Suffering Produces Endurance, Character, and Hope
I always remember my soccer tryouts and how horrible they were because of how out of shape I was. I remember running—we had to do two miles in 12 minutes and 30 seconds, which if you're in shape is really not a big deal. I remember getting lapped. Then we had to go out on the field and do things known as six packs. We'd run around the soccer field—sprint the length from the goal line to the halfway line, stop and take a break, then sprint the rest of the way around, jog another section, and so on.
Then we had Swedish circuits. You had to do all these crazy and ridiculous things—touch your knees to your chest, run all over the place.
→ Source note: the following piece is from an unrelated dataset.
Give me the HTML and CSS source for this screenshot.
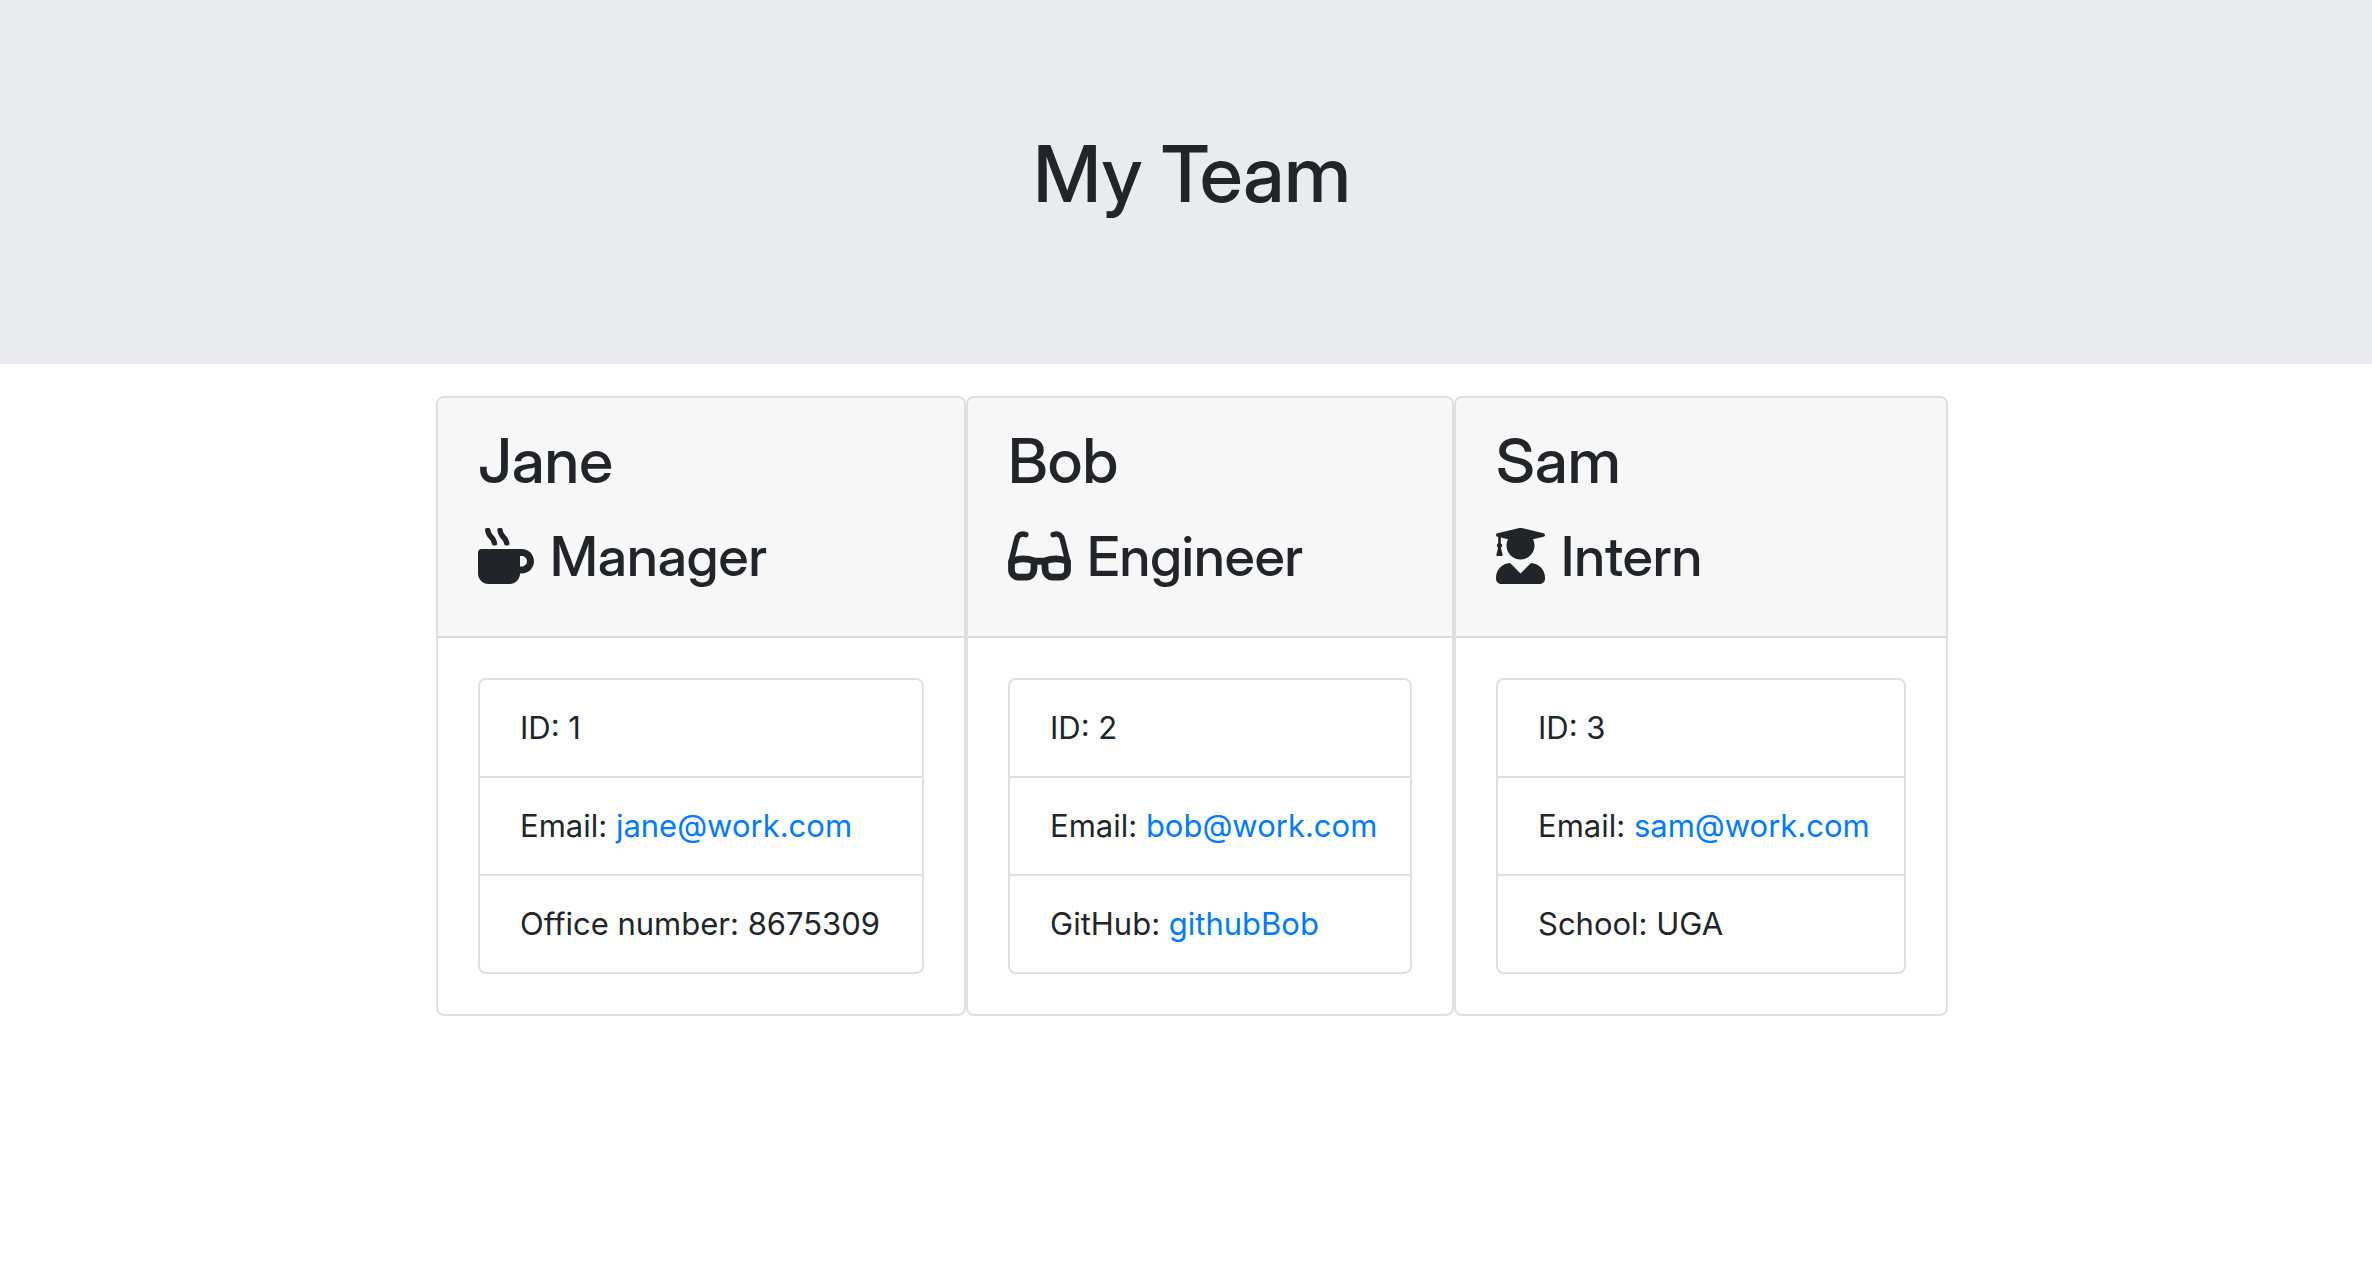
FILE: index.html
```html
<!DOCTYPE html>
<html lang="en">
<head>
  <meta charset="utf-8">
  <meta name="viewport" content="width=device-width, initial-scale=1">
  <title>My Team</title>
  <link rel="stylesheet" href="styles.css">
</head>
<body>
  <header class="banner">
    <h1 class="banner-title">My Team</h1>
  </header>
  <main class="team">
    <article class="card">
      <div class="card-header">
        <h2 class="name">Jane</h2>
        <h3 class="role">
          <svg class="icon" viewBox="0 0 512 512" aria-hidden="true"><path d="M127.1 146.5c1.3 7.7 8 13.5 16 13.5h16.5c9.8 0 17.6-8.5 16.3-18-3.8-28.2-16.4-54.2-36.6-74.7-14.4-14.7-23.6-33.3-26.4-53.5C111.8 5.9 105 0 96.8 0H80.4C70.6 0 63 8.5 64.1 18c3.9 31.9 18 61.3 40.6 84.4 12 12.2 19.7 27.5 22.4 44.1zm112 0c1.3 7.7 8 13.5 16 13.5h16.5c9.8 0 17.6-8.5 16.3-18-3.8-28.2-16.4-54.2-36.6-74.7-14.4-14.7-23.6-33.3-26.4-53.5C223.8 5.9 217 0 208.8 0h-16.4c-9.8 0-17.5 8.5-16.3 18 3.9 31.9 18 61.3 40.6 84.4 12 12.2 19.7 27.5 22.4 44.1zM400 192H32c-17.7 0-32 14.3-32 32v192c0 53 43 96 96 96h192c53 0 96-43 96-96h16c61.8 0 112-50.2 112-112s-50.2-112-112-112zm0 160h-16v-96h16c26.5 0 48 21.5 48 48s-21.5 48-48 48z"/></svg>
          Manager
        </h3>
      </div>
      <div class="card-body">
        <ul class="details">
          <li class="detail">ID: 1</li>
          <li class="detail">Email: <a class="link" href="mailto:jane@work.com">jane@work.com</a></li>
          <li class="detail">Office number: 8675309</li>
        </ul>
      </div>
    </article>
    <article class="card">
      <div class="card-header">
        <h2 class="name">Bob</h2>
        <h3 class="role">
          <svg class="icon icon-line" viewBox="0 0 576 512" aria-hidden="true">
            <path class="temples" d="M28 310L78 108C87 70 112 50 145 56L163 61M548 310L498 108C489 70 464 50 431 56L413 61"/>
            <path d="M32 306C95 278 175 278 240 302L236 385C234 422 206 449 170 449H100C60 449 32 421 32 385ZM544 306C481 278 401 278 336 302L340 385C342 422 370 449 406 449H476C516 449 544 421 544 385ZM240 304H336"/>
          </svg>
          Engineer
        </h3>
      </div>
      <div class="card-body">
        <ul class="details">
          <li class="detail">ID: 2</li>
          <li class="detail">Email: <a class="link" href="mailto:bob@work.com">bob@work.com</a></li>
          <li class="detail">GitHub: <a class="link" href="https://github.com/githubBob">githubBob</a></li>
        </ul>
      </div>
    </article>
    <article class="card">
      <div class="card-header">
        <h2 class="name">Sam</h2>
        <h3 class="role">
          <svg class="icon" viewBox="0 0 448 512" aria-hidden="true"><path d="M319.4 320.6L224 416l-95.4-95.4C57.1 323.7 0 382.2 0 454.4v9.6c0 26.5 21.5 48 48 48h352c26.5 0 48-21.5 48-48v-9.6c0-72.2-57.1-130.7-128.6-133.8zM13.6 79.8l6.4 1.5v58.4c-7 4.2-12 11.5-12 20.3 0 8.4 4.6 15.4 11.1 19.7L3.5 242c-1.7 6.9 2.1 14 7.6 14h41.8c5.5 0 9.3-7.1 7.6-14l-15.6-62.3C51.4 175.4 56 168.4 56 160c0-8.8-5-16.1-12-20.3V87.1l66 15.9c-8.6 17.2-14 36.4-14 57 0 70.7 57.3 128 128 128s128-57.3 128-128c0-20.6-5.3-39.8-14-57l96.3-23.2c18.2-4.4 18.2-27.1 0-31.5l-190.4-46c-13-3.1-26.7-3.1-39.7 0L13.6 48.2c-18.1 4.4-18.1 27.2 0 31.6z"/></svg>
          Intern
        </h3>
      </div>
      <div class="card-body">
        <ul class="details">
          <li class="detail">ID: 3</li>
          <li class="detail">Email: <a class="link" href="mailto:sam@work.com">sam@work.com</a></li>
          <li class="detail">School: UGA</li>
        </ul>
      </div>
    </article>
  </main>
</body>
</html>
```
FILE: styles.css
```css
*,
*::before,
*::after {
  box-sizing: border-box;
}

body {
  margin: 0;
  background: #fff;
  color: #212529;
  font-family: Inter, "Liberation Sans", sans-serif;
  font-size: 31px;
  line-height: 48px;
}

h1,
h2,
h3,
ul {
  margin: 0;
  padding: 0;
}

h1,
h2,
h3 {
  font-family: "Inter Display", Inter, "Liberation Sans", sans-serif;
  font-variation-settings: "opsz" 32;
  font-weight: 520;
}

.banner {
  margin-bottom: 32px;
  padding: 126px 0 142px 12px;
  background: #eaebef;
  text-align: center;
}

.banner-title {
  font-size: 78px;
  line-height: 96px;
}

.team {
  display: grid;
  grid-template-columns: 265fr 244fr 247fr;
  max-width: 1524px;
  margin: 0 auto;
  padding-left: 12px;
}

.card {
  border: 2px solid #dfdfdf;
  border-radius: 8px;
  overflow: hidden;
}

.card-header {
  padding: 24px 40px;
  border-bottom: 2px solid #d8d8d8;
  background: #f7f7f7;
}

.name {
  margin-bottom: 16px;
  font-size: 62px;
  line-height: 78px;
}

.role {
  display: flex;
  align-items: center;
  gap: 16px;
  margin-bottom: 16px;
  font-size: 55px;
  line-height: 80px;
}

.icon {
  height: 56px;
  fill: currentColor;
}

.icon-line {
  fill: none;
  stroke: currentColor;
  stroke-width: 62;
  stroke-linecap: round;
  stroke-linejoin: round;
}

.temples {
  stroke-width: 50;
}

.card-body {
  padding: 40px;
}

.details {
  border: 2px solid #dfdfdf;
  border-radius: 8px;
  list-style: none;
}

.detail {
  padding: 24px 30px 24px 40px;
}

.detail + .detail {
  border-top: 2px solid #dfdfdf;
}

.link {
  color: #007bff;
  text-decoration: none;
}
```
And as a goalie, I thought it would be easy, but it was one of the worst positions conditioning-wise. Sprint out to the halfway line and back, sprint backwards, catch a chipped ball. Or jump over eight balls, then the coach would punt one at you. If you dropped it, 50 pushups. I dropped it the first time, and after a thousand pushups, you can't lift your arms to catch the next one.
If I had some endurance... It's the same with suffering, only amplified. Having to go through something so terrible, so difficult, without joy and without endurance is to be overtaken by it and to not have hope. This endurance allows you to go through suffering, and it increases so you can go through more and more suffering with joy. This also produces character—a better way of saying it would produce a better you. It increases your mental and moral qualities. You would have things about your life that are commendable, so valuable because of going through endurance with the gospel, going through suffering with endurance with the gospel.
And it produces hope, which is arguably one of the most sought-after principles in anyone's life: having hope of your future. And these are accomplished for you in the gospel.